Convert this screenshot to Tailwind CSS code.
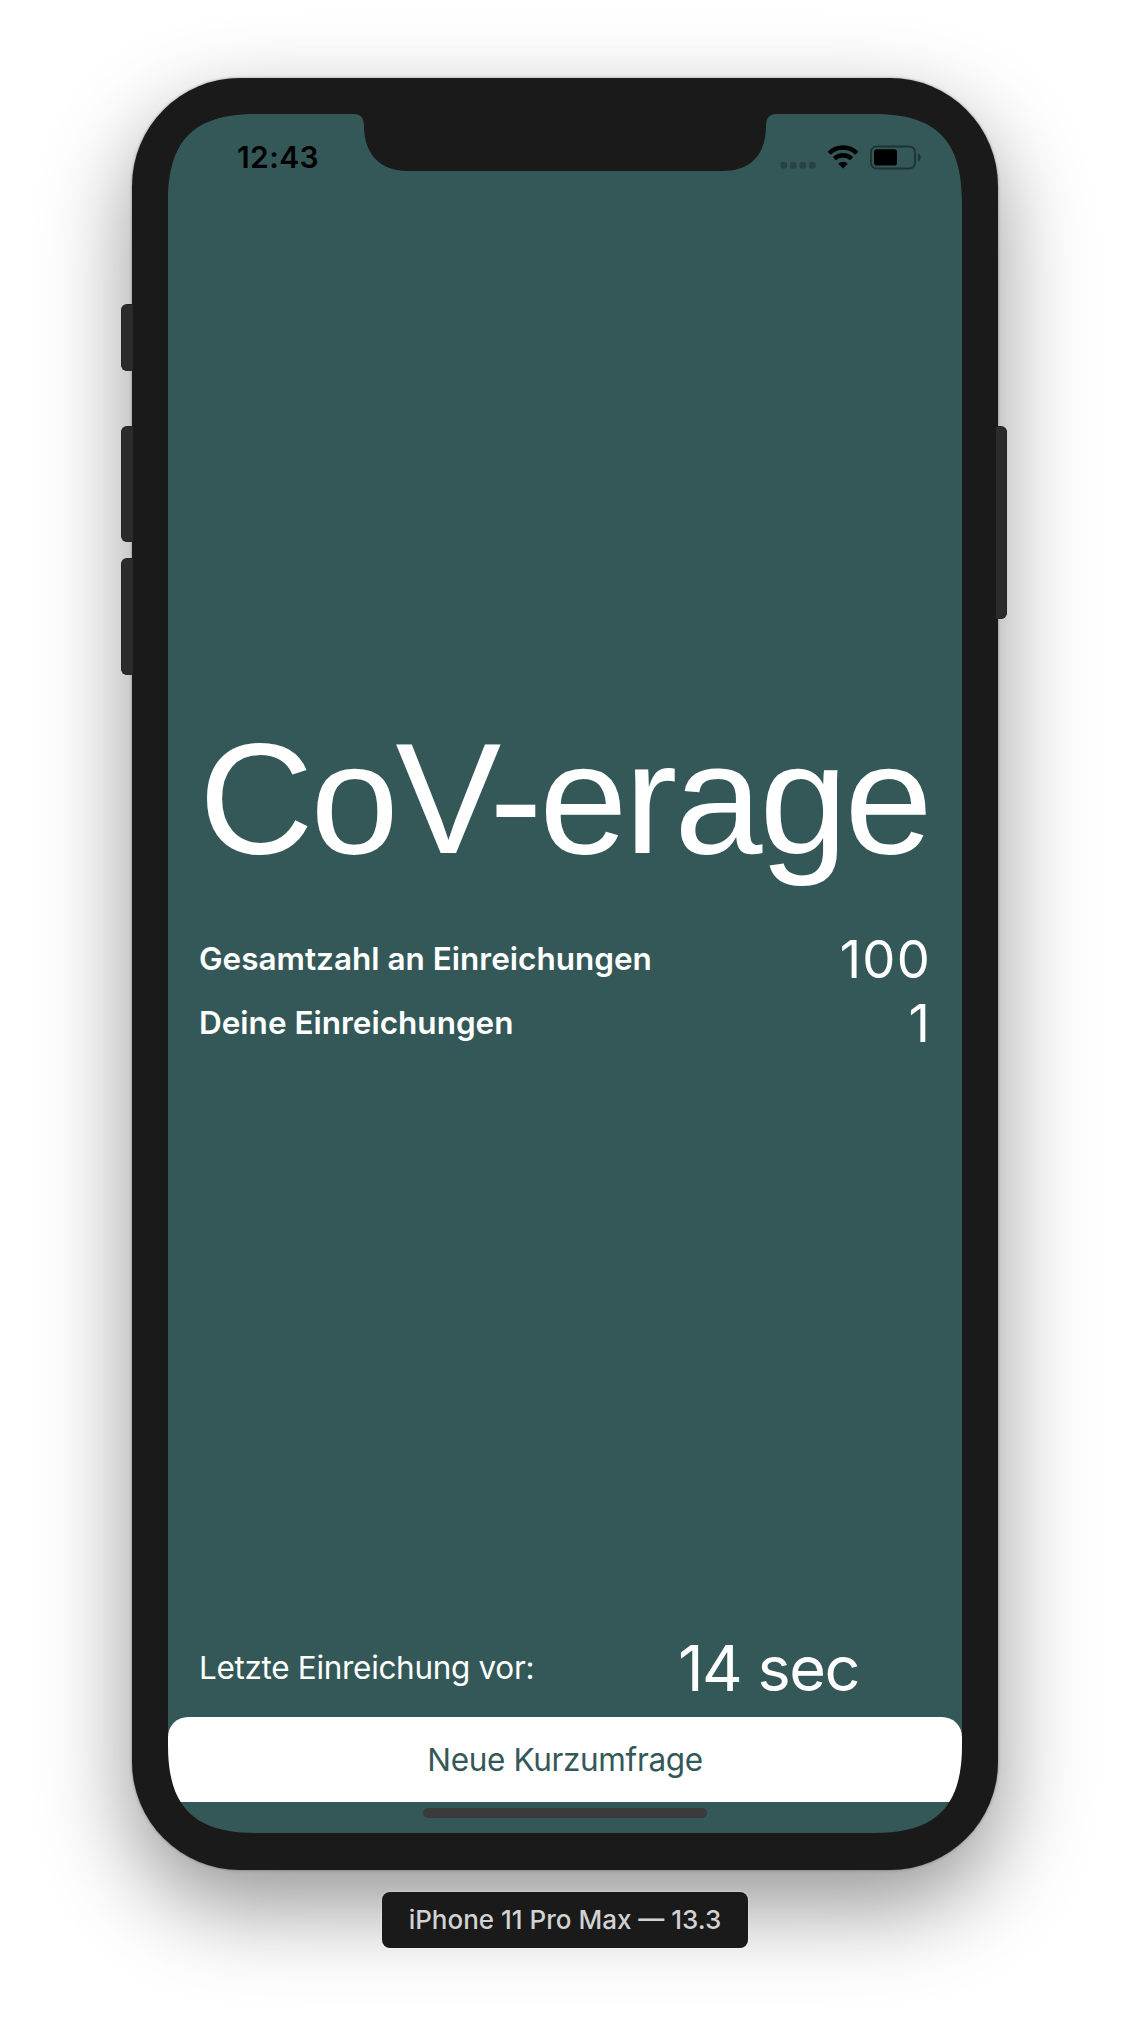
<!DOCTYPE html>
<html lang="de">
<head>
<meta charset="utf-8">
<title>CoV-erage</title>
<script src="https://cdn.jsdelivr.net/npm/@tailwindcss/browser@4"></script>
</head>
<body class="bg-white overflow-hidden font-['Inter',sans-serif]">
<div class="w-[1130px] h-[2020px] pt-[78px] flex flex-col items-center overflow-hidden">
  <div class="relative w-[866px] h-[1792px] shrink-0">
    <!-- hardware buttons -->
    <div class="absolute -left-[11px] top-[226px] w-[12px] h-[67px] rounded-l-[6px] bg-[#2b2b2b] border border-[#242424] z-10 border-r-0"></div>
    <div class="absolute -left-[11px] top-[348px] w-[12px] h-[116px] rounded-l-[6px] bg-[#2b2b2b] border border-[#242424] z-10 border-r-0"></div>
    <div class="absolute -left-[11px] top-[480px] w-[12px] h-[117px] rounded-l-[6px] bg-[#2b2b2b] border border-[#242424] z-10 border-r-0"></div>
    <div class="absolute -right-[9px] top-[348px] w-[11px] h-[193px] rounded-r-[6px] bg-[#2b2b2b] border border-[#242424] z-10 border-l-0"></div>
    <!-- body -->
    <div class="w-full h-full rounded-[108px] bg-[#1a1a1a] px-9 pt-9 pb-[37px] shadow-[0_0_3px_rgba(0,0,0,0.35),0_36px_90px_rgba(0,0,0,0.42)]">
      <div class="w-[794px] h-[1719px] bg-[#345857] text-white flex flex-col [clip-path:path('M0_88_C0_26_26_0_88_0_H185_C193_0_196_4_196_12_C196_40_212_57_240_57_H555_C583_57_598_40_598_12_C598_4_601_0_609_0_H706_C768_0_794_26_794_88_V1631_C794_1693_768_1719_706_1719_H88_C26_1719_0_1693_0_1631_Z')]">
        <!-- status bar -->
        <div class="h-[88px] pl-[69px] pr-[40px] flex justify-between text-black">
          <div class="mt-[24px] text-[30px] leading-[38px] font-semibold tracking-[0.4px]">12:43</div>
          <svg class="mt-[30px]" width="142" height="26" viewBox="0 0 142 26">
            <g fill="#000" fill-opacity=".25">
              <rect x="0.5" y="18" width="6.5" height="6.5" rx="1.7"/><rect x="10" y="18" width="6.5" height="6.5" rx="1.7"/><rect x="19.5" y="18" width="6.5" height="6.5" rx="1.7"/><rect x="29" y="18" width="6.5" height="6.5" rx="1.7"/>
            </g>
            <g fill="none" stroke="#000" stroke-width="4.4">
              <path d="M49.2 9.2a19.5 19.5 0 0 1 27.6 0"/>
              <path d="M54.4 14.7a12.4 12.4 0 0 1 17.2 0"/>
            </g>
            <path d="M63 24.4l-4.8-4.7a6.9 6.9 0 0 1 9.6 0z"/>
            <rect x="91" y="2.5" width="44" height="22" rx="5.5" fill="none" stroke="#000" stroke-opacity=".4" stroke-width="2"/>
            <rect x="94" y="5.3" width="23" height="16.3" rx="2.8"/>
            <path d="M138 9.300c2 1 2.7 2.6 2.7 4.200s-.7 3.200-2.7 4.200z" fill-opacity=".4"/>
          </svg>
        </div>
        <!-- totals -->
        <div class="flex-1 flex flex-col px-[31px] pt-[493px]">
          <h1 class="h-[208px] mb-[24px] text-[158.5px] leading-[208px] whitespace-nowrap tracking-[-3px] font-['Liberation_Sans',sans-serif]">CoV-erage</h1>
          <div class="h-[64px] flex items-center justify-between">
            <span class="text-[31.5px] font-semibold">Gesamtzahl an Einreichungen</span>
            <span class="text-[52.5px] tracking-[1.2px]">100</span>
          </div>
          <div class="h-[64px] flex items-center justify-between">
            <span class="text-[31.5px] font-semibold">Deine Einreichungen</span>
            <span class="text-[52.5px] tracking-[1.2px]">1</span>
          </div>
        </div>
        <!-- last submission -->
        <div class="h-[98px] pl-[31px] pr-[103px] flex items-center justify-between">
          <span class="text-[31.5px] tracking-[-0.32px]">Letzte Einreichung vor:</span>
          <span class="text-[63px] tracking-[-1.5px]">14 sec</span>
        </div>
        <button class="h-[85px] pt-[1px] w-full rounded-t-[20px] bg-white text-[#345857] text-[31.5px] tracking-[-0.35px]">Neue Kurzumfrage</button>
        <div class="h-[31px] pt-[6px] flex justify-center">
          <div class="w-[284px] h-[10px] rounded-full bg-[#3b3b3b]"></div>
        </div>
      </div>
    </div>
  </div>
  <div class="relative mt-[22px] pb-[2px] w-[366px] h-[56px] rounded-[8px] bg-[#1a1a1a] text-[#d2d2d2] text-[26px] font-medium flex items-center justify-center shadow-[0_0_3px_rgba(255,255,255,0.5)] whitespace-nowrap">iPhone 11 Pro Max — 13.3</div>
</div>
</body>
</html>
☆ ☆ ☆ ☆
- **DIRECTIONS FOR THIS TASK**:
Reproduce the data verbatim. Do not carry any picture into the copy.

- **CORRECT RESPONSE**:
Convert this screenshot to Tailwind CSS code.
<!DOCTYPE html>
<html lang="de">
<head>
<meta charset="utf-8">
<title>CoV-erage</title>
<script src="https://cdn.jsdelivr.net/npm/@tailwindcss/browser@4"></script>
</head>
<body class="bg-white overflow-hidden font-['Inter',sans-serif]">
<div class="w-[1130px] h-[2020px] pt-[78px] flex flex-col items-center overflow-hidden">
  <div class="relative w-[866px] h-[1792px] shrink-0">
    <!-- hardware buttons -->
    <div class="absolute -left-[11px] top-[226px] w-[12px] h-[67px] rounded-l-[6px] bg-[#2b2b2b] border border-[#242424] z-10 border-r-0"></div>
    <div class="absolute -left-[11px] top-[348px] w-[12px] h-[116px] rounded-l-[6px] bg-[#2b2b2b] border border-[#242424] z-10 border-r-0"></div>
    <div class="absolute -left-[11px] top-[480px] w-[12px] h-[117px] rounded-l-[6px] bg-[#2b2b2b] border border-[#242424] z-10 border-r-0"></div>
    <div class="absolute -right-[9px] top-[348px] w-[11px] h-[193px] rounded-r-[6px] bg-[#2b2b2b] border border-[#242424] z-10 border-l-0"></div>
    <!-- body -->
    <div class="w-full h-full rounded-[108px] bg-[#1a1a1a] px-9 pt-9 pb-[37px] shadow-[0_0_3px_rgba(0,0,0,0.35),0_36px_90px_rgba(0,0,0,0.42)]">
      <div class="w-[794px] h-[1719px] bg-[#345857] text-white flex flex-col [clip-path:path('M0_88_C0_26_26_0_88_0_H185_C193_0_196_4_196_12_C196_40_212_57_240_57_H555_C583_57_598_40_598_12_C598_4_601_0_609_0_H706_C768_0_794_26_794_88_V1631_C794_1693_768_1719_706_1719_H88_C26_1719_0_1693_0_1631_Z')]">
        <!-- status bar -->
        <div class="h-[88px] pl-[69px] pr-[40px] flex justify-between text-black">
          <div class="mt-[24px] text-[30px] leading-[38px] font-semibold tracking-[0.4px]">12:43</div>
          <svg class="mt-[30px]" width="142" height="26" viewBox="0 0 142 26">
            <g fill="#000" fill-opacity=".25">
              <rect x="0.5" y="18" width="6.5" height="6.5" rx="1.7"/><rect x="10" y="18" width="6.5" height="6.5" rx="1.7"/><rect x="19.5" y="18" width="6.5" height="6.5" rx="1.7"/><rect x="29" y="18" width="6.5" height="6.5" rx="1.7"/>
            </g>
            <g fill="none" stroke="#000" stroke-width="4.4">
              <path d="M49.2 9.2a19.5 19.5 0 0 1 27.6 0"/>
              <path d="M54.4 14.7a12.4 12.4 0 0 1 17.2 0"/>
            </g>
            <path d="M63 24.4l-4.8-4.7a6.9 6.9 0 0 1 9.6 0z"/>
            <rect x="91" y="2.5" width="44" height="22" rx="5.5" fill="none" stroke="#000" stroke-opacity=".4" stroke-width="2"/>
            <rect x="94" y="5.3" width="23" height="16.3" rx="2.8"/>
            <path d="M138 9.300c2 1 2.7 2.6 2.7 4.200s-.7 3.200-2.7 4.200z" fill-opacity=".4"/>
          </svg>
        </div>
        <!-- totals -->
        <div class="flex-1 flex flex-col px-[31px] pt-[493px]">
          <h1 class="h-[208px] mb-[24px] text-[158.5px] leading-[208px] whitespace-nowrap tracking-[-3px] font-['Liberation_Sans',sans-serif]">CoV-erage</h1>
          <div class="h-[64px] flex items-center justify-between">
            <span class="text-[31.5px] font-semibold">Gesamtzahl an Einreichungen</span>
            <span class="text-[52.5px] tracking-[1.2px]">100</span>
          </div>
          <div class="h-[64px] flex items-center justify-between">
            <span class="text-[31.5px] font-semibold">Deine Einreichungen</span>
            <span class="text-[52.5px] tracking-[1.2px]">1</span>
          </div>
        </div>
        <!-- last submission -->
        <div class="h-[98px] pl-[31px] pr-[103px] flex items-center justify-between">
          <span class="text-[31.5px] tracking-[-0.32px]">Letzte Einreichung vor:</span>
          <span class="text-[63px] tracking-[-1.5px]">14 sec</span>
        </div>
        <button class="h-[85px] pt-[1px] w-full rounded-t-[20px] bg-white text-[#345857] text-[31.5px] tracking-[-0.35px]">Neue Kurzumfrage</button>
        <div class="h-[31px] pt-[6px] flex justify-center">
          <div class="w-[284px] h-[10px] rounded-full bg-[#3b3b3b]"></div>
        </div>
      </div>
    </div>
  </div>
  <div class="relative mt-[22px] pb-[2px] w-[366px] h-[56px] rounded-[8px] bg-[#1a1a1a] text-[#d2d2d2] text-[26px] font-medium flex items-center justify-center shadow-[0_0_3px_rgba(255,255,255,0.5)] whitespace-nowrap">iPhone 11 Pro Max — 13.3</div>
</div>
</body>
</html>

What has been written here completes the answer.